I decided to buy it since I tend to be a somewhat eclectic reader.  Granted there are some books I avoid like a plague (anything with Bethel or Hillsong involved); any name it/claim it book; any “God wants you to feel better about yourself” book; or an out and out “secular” book.  I do like to read biographies from time to time as a change of pace, so I bought this book.

WOW were my eyes opened!

When one learns of another initially, there is almost an aura which surrounds the “hero.” Further study dims the halo. Even further study takes the halo away. While I was grateful for my time in the RM when I was there, I have been away from it long enough to be somewhat jaded. When I read this book,  I found myself having mixed feelings. While awed by Alexander’s mind, I was somewhat taken aback by his attitude.  He was often arrogant and condescending to anyone who disagreed with him. He was (are you ready for this?) somewhat of a white supremacist (not the KKK kind but the kind who believed the white race was superior). He didn’t have slaves and thought slavery was abhorrent, but did not see the Scriptures as denying the right to have them. He lamented the Civil War.  He was opinionated and had a brilliant mind to support that. He was also benevolent and untiring in his effort to further the cause of Christ and the “ancient order of things.” He loved to debate and was involved in several.  It was actually during one of his debates that he cemented his belief in baptism for the forgiveness of sins. But he was also open to “brothers in error,” those who were not immersed and had never been taught of its importance/”essentiality,” who could be considered his brothers.  I found as I read an exasperation developing because he could be inconsistent in his teaching.  He could appeal to both the sectarians (we are the only ones) and the ecumenist (everyone will make it) depending on how one took his writing.  He could preach on immersion in water as the point of forgiveness, yet also preach the absolute sufficiency of Christ’s sacrifice as the only requirement for salvation. 

Foster summed him up with these words: “AC was a complex, brilliant, indefatigable, arrogant, racist, aggressive, prolific leader who made a lasting impact on the Christian world.
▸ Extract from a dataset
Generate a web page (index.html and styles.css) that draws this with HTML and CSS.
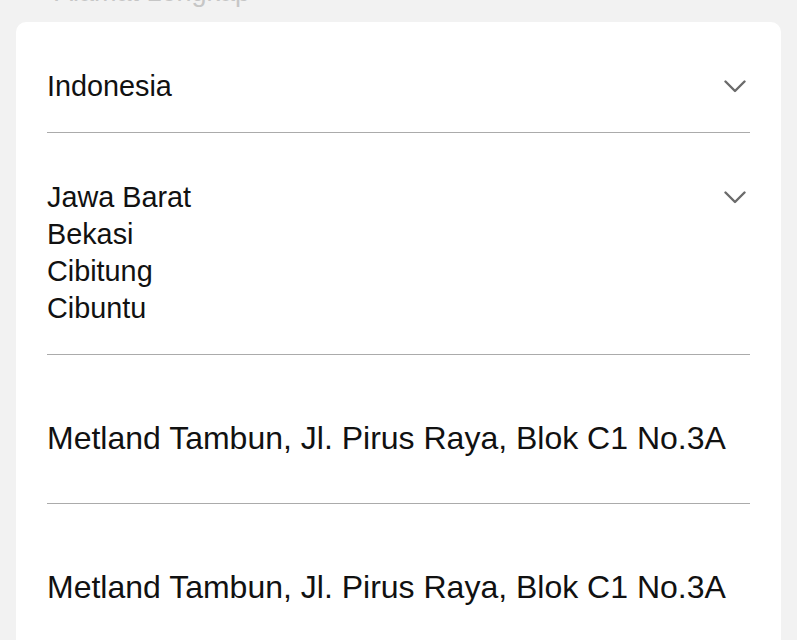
FILE: index.html
```html
<!DOCTYPE html>
<html lang="id">
<head>
  <meta charset="UTF-8" />
  <meta name="viewport" content="width=device-width, initial-scale=1.0" />
  <title>Alamat</title>
  <link rel="stylesheet" href="styles.css">
</head>
<body>

  <div class="section-title">Alamat Lengkap</div>

  <div class="card">
    <div class="row select">
      <div class="value">Indonesia</div>
      <svg class="chevron" width="22" height="13" viewBox="0 0 22 13">
        <path d="M1.5 1.5 L11 11 L20.5 1.5" fill="none" stroke="#6b6b6b" stroke-width="2.4" stroke-linecap="round" stroke-linejoin="round"/>
      </svg>
    </div>

    <div class="row select">
      <div class="value">
        <div>Jawa Barat</div>
        <div>Bekasi</div>
        <div>Cibitung</div>
        <div>Cibuntu</div>
      </div>
      <svg class="chevron" width="22" height="13" viewBox="0 0 22 13">
        <path d="M1.5 1.5 L11 11 L20.5 1.5" fill="none" stroke="#6b6b6b" stroke-width="2.4" stroke-linecap="round" stroke-linejoin="round"/>
      </svg>
    </div>

    <div class="row address">
      <div class="value">Metland Tambun, Jl. Pirus Raya, Blok C1 No.3A</div>
    </div>

    <div class="row address">
      <div class="value">Metland Tambun, Jl. Pirus Raya, Blok C1 No.3A</div>
    </div>
  </div>

</body>
</html>
```

FILE: styles.css
```css
/* Reset */
* {
  margin: 0;
  padding: 0;
  box-sizing: border-box;
}

body {
  font-family: 'Liberation Sans', Arial, sans-serif;
  background: #f2f2f2;
  color: #111;
  overflow: hidden;
}

/* Section header (scrolled off the top) */
.section-title {
  margin: -26px 0 11px;
  padding-left: 55px;
  font-size: 27px;
  line-height: 37px;
  color: #c6c6c6;
}

/* Card */
.card {
  margin: 0 16px;
  background: #fff;
  border-radius: 10px;
  padding: 0 31px;
}

.row {
  display: flex;
  justify-content: space-between;
  align-items: flex-start;
  border-bottom: 1px solid #ababab;
}

.row.select {
  padding: 46px 0 27px;
}

.row.select .value {
  font-size: 28.8px;
  line-height: 37px;
}

.chevron {
  margin: 12px 4px 0 0;
  flex-shrink: 0;
}

.row.address {
  padding: 65px 0 46px;
}

.row.address .value {
  font-size: 32px;
  line-height: 37px;
}
```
He was a man whom God used and whom God chastened. His spiritual descendants have inherited every one of his characteristics. They have been passionate for the truth of Scripture and the will of God. They have been tempted and have often succumbed to the arrogance of believing they alone were legitimately struggling to follow God (a belief, however, not unique to Campbell’s heirs).  A dominantly rationalistic approach to truth resulted in internal divisions within the movement whose name he now shares, ironically, with Barton W. Stone.” (p.331)  {My note: It is sometimes known as the Stone-Campbell Movement} 

Further note: in 1906 a split occurred  when the church of Christ (non-instrumental) wanted to be known in a census as separate from the movement. A further split occurred in the late 1920s when the more liberal side known as the Disciples of Christ decided some of the core doctrines were not true, like the Virgin Birth and others).  
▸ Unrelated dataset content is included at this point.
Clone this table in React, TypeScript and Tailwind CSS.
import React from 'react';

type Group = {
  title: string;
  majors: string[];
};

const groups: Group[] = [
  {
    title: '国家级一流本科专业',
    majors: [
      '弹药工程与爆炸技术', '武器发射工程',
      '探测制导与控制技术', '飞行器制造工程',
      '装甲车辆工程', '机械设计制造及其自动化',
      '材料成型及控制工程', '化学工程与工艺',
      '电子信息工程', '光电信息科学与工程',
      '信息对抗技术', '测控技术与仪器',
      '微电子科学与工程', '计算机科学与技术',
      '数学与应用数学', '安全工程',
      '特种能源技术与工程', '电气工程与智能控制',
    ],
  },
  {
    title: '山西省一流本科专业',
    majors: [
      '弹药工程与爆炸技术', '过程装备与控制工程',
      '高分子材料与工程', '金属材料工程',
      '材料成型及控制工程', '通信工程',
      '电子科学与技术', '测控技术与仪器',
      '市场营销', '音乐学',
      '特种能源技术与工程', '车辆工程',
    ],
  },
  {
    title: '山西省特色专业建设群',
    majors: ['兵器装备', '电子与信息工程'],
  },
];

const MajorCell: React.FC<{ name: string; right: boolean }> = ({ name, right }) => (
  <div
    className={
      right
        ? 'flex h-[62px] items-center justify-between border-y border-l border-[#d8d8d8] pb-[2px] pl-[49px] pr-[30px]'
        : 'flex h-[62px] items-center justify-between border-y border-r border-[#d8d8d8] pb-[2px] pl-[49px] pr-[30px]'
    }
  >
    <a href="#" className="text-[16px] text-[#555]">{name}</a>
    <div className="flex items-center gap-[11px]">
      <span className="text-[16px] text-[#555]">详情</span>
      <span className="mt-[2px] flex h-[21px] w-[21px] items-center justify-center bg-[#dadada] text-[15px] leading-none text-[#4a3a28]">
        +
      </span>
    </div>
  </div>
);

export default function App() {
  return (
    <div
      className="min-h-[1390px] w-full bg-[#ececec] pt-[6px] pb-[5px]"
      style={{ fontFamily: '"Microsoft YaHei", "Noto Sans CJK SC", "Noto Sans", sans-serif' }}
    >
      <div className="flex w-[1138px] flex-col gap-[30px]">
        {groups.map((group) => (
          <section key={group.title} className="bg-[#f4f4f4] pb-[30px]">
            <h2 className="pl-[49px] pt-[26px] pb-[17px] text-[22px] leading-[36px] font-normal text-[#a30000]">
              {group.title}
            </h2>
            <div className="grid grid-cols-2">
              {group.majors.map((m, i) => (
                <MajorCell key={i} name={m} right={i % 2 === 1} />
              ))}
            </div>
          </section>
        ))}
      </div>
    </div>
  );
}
Jo wondered why I was reading this book- “You aren’t in school anymore.”  I told her I feel I am because I can never stop learning. At times I slogged through this book (especially the earlier part) because of some details the author needed to give. But at other times I didn’t want to stop reading.  AC’s sharp mind deteriorated into dementia, a sad ending to a shining light. I don’t know that I will ever read this again, but I do know I will keep it in my office for possible future reference.  If you like biographies, especially of religious figures and figureheads, you will enjoy reading this. I have a greater appreciation now for my past, but more so for my decision to pursue another path.


6 Comments so far ↓

  1. This does sound like a fascinating biography, Bill, and Campbell certainly was a complex individual. I don’t think this would be up my alley, but I’m glad you enjoyed it.

    • cycleguy says:

      You are correct in saying he was a complex individual. It was good to read but you are right in thinking it might not be up your alley. I think a lot will feel that way, not just you. But thanks for reading and taking the time to comment.

  2. The thing is, leaders, whether religious or any other type, had to speak to their audiences in a language and manner that they could understand at the time. In certain historical periods you had to seem/or be arrogant, strong, forceful or whatever to make your point. Such style would not work in today’s society.

    Societies change. The message remains the same.

    God bless.

    • cycleguy says:

      That’s a great point Victor. And it is true. But it can also be overblown to the point of offending. However, at the very basic level you absolutely correct. There were those in his day and age who thought he was…but they were also in their actions and response. Some religious hills are hard to give up to another. Thanks for the comment.

  3. Thanks for insight on the Campbell read. I like bio’s but also do not want to waste my reading time if it’s too complexed. Always interesting to me even though it shouldn’t be the lives of some of the deep thinkers and writers. Even in the blog world I have run across authors who make me shake my head after I have tried to read them. Makes me wonder, what do I have missing that I can’t go where they are. Then I realize I am not suppose to go where they are. I see things through my own complex world. I say I am a simple women but my husband would not agree with that. I do not have nothing box in my mind, all boxes are full of bit and pieces of so much. Sometimes I write something and I know there is more there but it’s so much work to get it out, I quit early. So I always wonder on people such as Campbell, just how deep does there mind go? Thank God, He uses all of us, simple and complex for each of us needed one or the other or both to get us to where we say yes to Him. One of the things I have learned with our mission is not to dumb down or step up the gospel of Christ. He is who He said He was and is, all the time, in everywhere, for every one, the simple and the complex. Blessing brother.

    • cycleguy says:

      I found the book was easy to read. The author did a great job of minimizing Campbell’s thoughts to “normal” thoughts. Least so I could understand them. 🙂 But you are right Betty. God has made us who we are and that is good enough for me. Thanks for taking the time to respond.